• [Problem]:
Retype, exactly as they stand, the lines from the start of the data to the line that contains "const result = ref('Выявлены нарушения')", both ends included. Leave the pictures out.
____________________
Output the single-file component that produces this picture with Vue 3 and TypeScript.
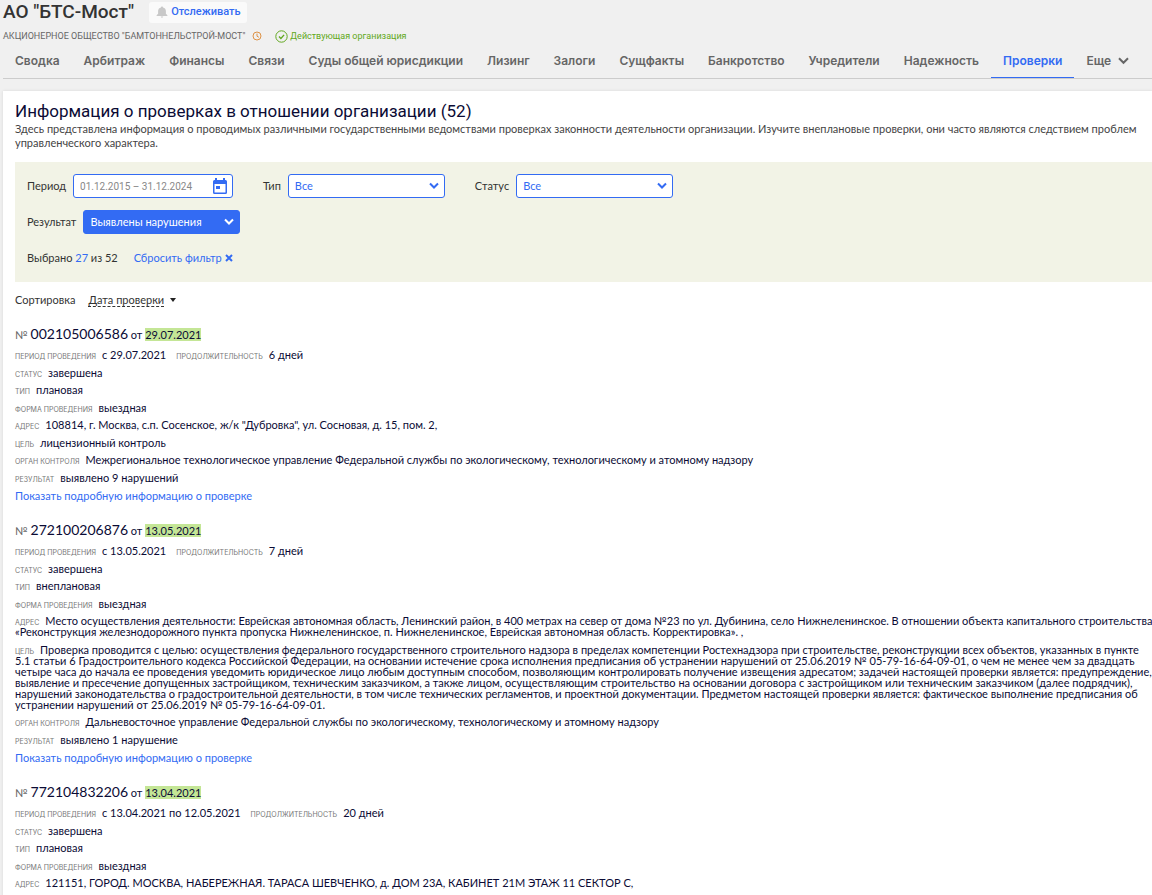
<script setup lang="ts">
import { ref } from 'vue'

interface Field {
  label: string
  value: string
}
interface Inspection {
  number: string
  date: string
  period: string
  duration: string
  fields: Field[]
  showMore: boolean
}

const tabs = [
  'Сводка',
  'Арбитраж',
  'Финансы',
  'Связи',
  'Суды общей юрисдикции',
  'Лизинг',
  'Залоги',
  'Сущфакты',
  'Банкротство',
  'Учредители',
  'Надежность',
  'Проверки',
]
const activeTab = ref('Проверки')

const period = ref('01.12.2015 – 31.12.2024')
const kind = ref('Все')
const status = ref('Все')
const result = ref('Выявлены нарушения')

const inspections: Inspection[] = [
  {
    number: '002105006586',
    date: '29.07.2021',
    period: 'с 29.07.2021',
    duration: '6 дней',
    showMore: true,
    fields: [
      { label: 'Статус', value: 'завершена' },
      { label: 'Тип', value: 'плановая' },
      { label: 'Форма проведения', value: 'выездная' },
      { label: 'Адрес', value: '108814, г. Москва, с.п. Сосенское, ж/к "Дубровка", ул. Сосновая, д. 15, пом. 2,' },
      { label: 'Цель', value: 'лицензионный контроль' },
      {
        label: 'Орган контроля',
        value:
          'Межрегиональное технологическое управление Федеральной службы по экологическому, технологическому и атомному надзору',
      },
      { label: 'Результат', value: 'выявлено 9 нарушений' },
    ],
  },
  {
    number: '272100206876',
    date: '13.05.2021',
    period: 'с 13.05.2021',
    duration: '7 дней',
    showMore: true,
    fields: [
      { label: 'Статус', value: 'завершена' },
      { label: 'Тип', value: 'внеплановая' },
      { label: 'Форма проведения', value: 'выездная' },
      {
        label: 'Адрес',
        value:
          'Место осуществления деятельности: Еврейская автономная область, Ленинский район, в 400 метрах на север от дома №23 по ул. Дубинина, село Нижнеленинское. В отношении объекта капитального строительства:\n«Реконструкция железнодорожного пункта пропуска Нижнеленинское, п. Нижнеленинское, Еврейская автономная область. Корректировка». ,',
      },
      {
        label: 'Цель',
        value:
          'Проверка проводится с целью: осуществления федерального государственного строительного надзора в пределах компетенции Ростехнадзора при строительстве, реконструкции всех объектов, указанных в пункте\n5.1 статьи 6 Градостроительного кодекса Российской Федерации, на основании истечение срока исполнения предписания об устранении нарушений от 25.06.2019 № 05-79-16-64-09-01, о чем не менее чем за двадцать\nчетыре часа до начала ее проведения уведомить юридическое лицо любым доступным способом, позволяющим контролировать получение извещения адресатом; задачей настоящей проверки является: предупреждение,\nвыявление и пресечение допущенных застройщиком, техническим заказчиком, а также лицом, осуществляющим строительство на основании договора с застройщиком или техническим заказчиком (далее подрядчик),\nнарушений законодательства о градостроительной деятельности, в том числе технических регламентов, и проектной документации. Предметом настоящей проверки является: фактическое выполнение предписания об\nустранении нарушений от 25.06.2019 № 05-79-16-64-09-01.',
      },
      {
        label: 'Орган контроля',
        value:
          'Дальневосточное управление Федеральной службы по экологическому, технологическому и атомному надзору',
      },
      { label: 'Результат', value: 'выявлено 1 нарушение' },
    ],
  },
  {
    number: '772104832206',
    date: '13.04.2021',
    period: 'с 13.04.2021 по 12.05.2021',
    duration: '20 дней',
    showMore: false,
    fields: [
      { label: 'Статус', value: 'завершена' },
      { label: 'Тип', value: 'плановая' },
      { label: 'Форма проведения', value: 'выездная' },
      { label: 'Адрес', value: '121151, ГОРОД. МОСКВА, НАБЕРЕЖНАЯ. ТАРАСА ШЕВЧЕНКО, д. ДОМ 23А, КАБИНЕТ 21М ЭТАЖ 11 СЕКТОР С,' },
    ],
  },
]
</script>

<template>
  <div class="page">
    <header class="head">
      <div class="title-row">
        <h1>АО "БТС-Мост"</h1>
        <button type="button" class="track">
          <svg width="12" height="12" viewBox="0 0 12 12" aria-hidden="true">
            <path d="M6 0.4c.6 0 1 .4 1 1C8.900 1.900 9.900 3.300 9.900 5.100v2.700l1.500 1.500v.7H.6v-.7l1.500-1.500V5.100C2.100 3.300 3.100 1.900 5 1.400c0-.6.4-1 1-1zM4.800 10.600h2.400c0 .7-.5 1.200-1.200 1.200s-1.200-.5-1.200-1.200z" fill="#c8c8c8" />
          </svg>
          Отслеживать
        </button>
      </div>
      <div class="name-row">
        <span class="full-name">АКЦИОНЕРНОЕ ОБЩЕСТВО "БАМТОННЕЛЬСТРОЙ-МОСТ"</span>
        <svg width="10" height="10" viewBox="0 0 10 10" fill="none" stroke="#dd9246" aria-hidden="true">
          <circle cx="5" cy="5" r="4" />
          <path d="M5 2.600V5.200L6.900 6.300" />
        </svg>
        <span class="state">
          <svg width="13" height="13" viewBox="0 0 13 13" fill="none" stroke="#62a820" aria-hidden="true">
            <circle cx="6.500" cy="6.500" r="5.700" />
            <path d="M4 6.600l1.900 1.800 3.200-3.500" stroke-width="1.400" />
          </svg>
          Действующая организация
        </span>
      </div>
      <nav class="tabs">
        <a
          v-for="tab in tabs"
          :key="tab"
          href="#"
          :class="{ active: tab === activeTab }"
          @click.prevent="activeTab = tab"
        >{{ tab }}</a>
        <button type="button" class="more">
          Еще
          <svg width="11" height="8" viewBox="0 0 11 8" fill="none" stroke="#666" stroke-width="2" aria-hidden="true">
            <path d="M1 1.200l4.500 4.600L10 1.200" />
          </svg>
        </button>
      </nav>
    </header>

    <main class="card">
      <h2>Информация о проверках в отношении организации (52)</h2>
      <p class="intro">Здесь представлена информация о проводимых различными государственными ведомствами проверках законности деятельности организации. Изучите внеплановые проверки, они часто являются следствием проблем управленческого характера.</p>

      <form class="filter" @submit.prevent>
        <div class="filter-row">
          <div class="field">
            <label for="period">Период</label>
            <div class="box period">
              <input id="period" v-model="period" type="text" />
              <svg class="calendar" width="14" height="16" viewBox="0 0 14 16" aria-hidden="true">
                <path d="M2 0h2v2h6V0h2v2h.5Q14 2 14 3.500v11Q14 16 12.500 16h-11Q0 16 0 14.500v-11Q0 2 1.500 2H2zM1.500 6v8.500h11V6z" fill="#336bf3" fill-rule="evenodd" />
                <rect x="3" y="8" width="4" height="3" fill="#336bf3" />
              </svg>
            </div>
          </div>
          <div class="field">
            <label for="kind">Тип</label>
            <div class="box">
              <select id="kind" v-model="kind">
                <option>Все</option>
                <option>Плановая</option>
                <option>Внеплановая</option>
              </select>
              <svg class="arrow" width="10" height="8" viewBox="0 0 10 8" fill="none" stroke="currentColor" stroke-width="2" aria-hidden="true">
                <path d="M1 1.500l4 4 4-4" />
              </svg>
            </div>
          </div>
          <div class="field">
            <label for="status">Статус</label>
            <div class="box">
              <select id="status" v-model="status">
                <option>Все</option>
                <option>Завершена</option>
              </select>
              <svg class="arrow" width="10" height="8" viewBox="0 0 10 8" fill="none" stroke="currentColor" stroke-width="2" aria-hidden="true">
                <path d="M1 1.500l4 4 4-4" />
              </svg>
            </div>
          </div>
        </div>
        <div class="filter-row">
          <div class="field">
            <label for="result">Результат</label>
            <div class="box filled">
              <select id="result" v-model="result">
                <option>Выявлены нарушения</option>
                <option>Все</option>
              </select>
              <svg class="arrow" width="10" height="8" viewBox="0 0 10 8" fill="none" stroke="currentColor" stroke-width="2" aria-hidden="true">
                <path d="M1 1.500l4 4 4-4" />
              </svg>
            </div>
          </div>
        </div>
        <div class="filter-row summary">
          <span>Выбрано <span class="count">27</span> из 52</span>
          <button type="reset" class="reset">
            Сбросить фильтр
            <svg width="8" height="8" viewBox="0 0 8 8" stroke="currentColor" stroke-width="2" aria-hidden="true">
              <path d="M1 1l6 6M7 1L1 7" />
            </svg>
          </button>
        </div>
      </form>

      <div class="sort">
        <span>Сортировка</span>
        <button type="button">
          <span class="sort-name">Дата проверки</span>
          <svg width="6" height="4" viewBox="0 0 6 4" aria-hidden="true"><path d="M0 0h6L3 4z" fill="#222" /></svg>
        </button>
      </div>

      <article v-for="item in inspections" :key="item.number" class="item">
        <h3><span class="sign">№</span> <span class="number">{{ item.number }}</span> от <mark>{{ item.date }}</mark></h3>
        <div class="row">
          <span class="label">Период проведения</span><span class="term">{{ item.period }}</span>
          <span class="label">Продолжительность</span>{{ item.duration }}
        </div>
        <div v-for="field in item.fields" :key="field.label" class="row">
          <span class="label">{{ field.label }}</span><span class="value">{{ field.value }}</span>
        </div>
        <a v-if="item.showMore" href="#" class="details" @click.prevent>Показать подробную информацию о проверке</a>
      </article>
    </main>
  </div>
</template>

<style>
html {
  background: #f0f0f0;
}
body {
  margin: 0;
  overflow: hidden;
}
</style>

<style scoped>
.page {
  height: 100vh;
  overflow: hidden;
  padding-left: 3px;
  background: #f0f0f0;
  color: #333;
  font: 11px/14px Lato, "Liberation Sans", sans-serif;
}
button,
input,
select {
  font: inherit;
  color: inherit;
  border: 0;
  padding: 0;
  margin: 0;
  background: none;
}
button {
  cursor: pointer;
}
a {
  color: #336bf3;
  text-decoration: none;
}
h1,
h2,
.track,
.name-row {
  font-family: Roboto, "Liberation Sans", sans-serif;
}
.title-row {
  display: flex;
  align-items: center;
  gap: 15px;
  height: 24px;
}
h1 {
  margin: 0;
  font-size: 19px;
  line-height: 22px;
  font-weight: 500;
}
.track {
  display: flex;
  align-items: center;
  gap: 3px;
  height: 21px;
  padding: 0 6px 0 7px;
  border-radius: 3px;
  background: #fafafa;
  color: #336bf3;
  font-weight: 500;
}
.name-row {
  display: flex;
  align-items: center;
  height: 24px;
  gap: 7px;
  font-size: 9px;
}
.full-name {
  color: #666;
}
.state {
  display: flex;
  align-items: center;
  gap: 2px;
  margin-left: 6px;
  color: #62a820;
}
.tabs {
  display: flex;
  height: 30px;
  border-bottom: 1px solid #ccc;
  font-family: Inter, "Liberation Sans", sans-serif;
  font-size: 12px;
  line-height: 26px;
  font-weight: 600;
}
.tabs a,
.more {
  padding: 0 12px;
  color: #666;
  white-space: nowrap;
}
.tabs a.active {
  color: #336bf3;
  border-bottom: 1px solid #336bf3;
}
.more {
  display: flex;
  align-items: center;
  gap: 7px;
  height: 26px;
}
.card {
  margin-top: 12px;
  padding: 10px 0 20px 12px;
  background: #fff;
  box-shadow: 0 0 3px rgba(0, 0, 0, 0.1);
}
h2 {
  margin: 0;
  color: #0b0b35;
  font-size: 17px;
  line-height: 20px;
  font-weight: 400;
}
.intro {
  margin: 1px 0 12px;
  color: #444;
}
.filter {
  padding: 12px;
  height: 96px;
  background: #f2f3e6;
}
.filter-row {
  display: flex;
  align-items: center;
  gap: 30px;
  height: 24px;
  margin-bottom: 12px;
}
.field {
  display: flex;
  align-items: center;
  gap: 7px;
}
.box {
  position: relative;
  display: flex;
  align-items: center;
  box-sizing: border-box;
  width: 157px;
  height: 24px;
  border: 1px solid #336bf3;
  border-radius: 3px;
  background: #fff;
  color: #336bf3;
}
.period {
  width: 160px;
  color: #888;
}
.box input,
.box select {
  width: 100%;
  height: 22px;
  padding: 0 6px;
  appearance: none;
  outline: none;
}
.box.filled {
  background: #336bf3;
  color: #fff;
}
.box input {
  font-family: Roboto, "Liberation Sans", sans-serif;
  font-size: 10px;
}
.arrow,
.calendar {
  position: absolute;
  right: 5px;
  pointer-events: none;
}
.summary {
  gap: 16px;
}
.count,
.reset {
  color: #336bf3;
}
.reset {
  display: flex;
  align-items: center;
  gap: 3px;
}
.sort {
  display: flex;
  align-items: center;
  gap: 13px;
  margin: 11px 0 19px;
}
.sort button {
  display: flex;
  align-items: center;
  gap: 6px;
}
.sort-name {
  line-height: 12px;
  border-bottom: 1px dashed #333;
}
.item {
  margin-bottom: 19px;
  color: #0b0b35;
}
h3 {
  margin: 0 0 6px;
  font-size: 11px;
  line-height: 16px;
  font-weight: 400;
}
.sign {
  color: #666;
}
.number {
  font-size: 14px;
}
mark {
  background: #c4e696;
  color: inherit;
}
.row {
  line-height: 11px;
  margin-bottom: 6px;
  white-space: nowrap;
}
.row:nth-child(even) {
  margin-bottom: 7px;
}
.value {
  white-space: pre;
}
.label {
  margin-right: 6px;
  color: #777;
  font-family: Inter, "Liberation Sans", sans-serif;
  font-size: 7px;
  line-height: 0;
  text-transform: uppercase;
}
.term {
  margin-right: 10px;
}
.details {
  display: block;
}
</style>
____________________
• [Result of the exercise]:
Output the single-file component that produces this picture with Vue 3 and TypeScript.
<script setup lang="ts">
import { ref } from 'vue'

interface Field {
  label: string
  value: string
}
interface Inspection {
  number: string
  date: string
  period: string
  duration: string
  fields: Field[]
  showMore: boolean
}

const tabs = [
  'Сводка',
  'Арбитраж',
  'Финансы',
  'Связи',
  'Суды общей юрисдикции',
  'Лизинг',
  'Залоги',
  'Сущфакты',
  'Банкротство',
  'Учредители',
  'Надежность',
  'Проверки',
]
const activeTab = ref('Проверки')

const period = ref('01.12.2015 – 31.12.2024')
const kind = ref('Все')
const status = ref('Все')
const result = ref('Выявлены нарушения')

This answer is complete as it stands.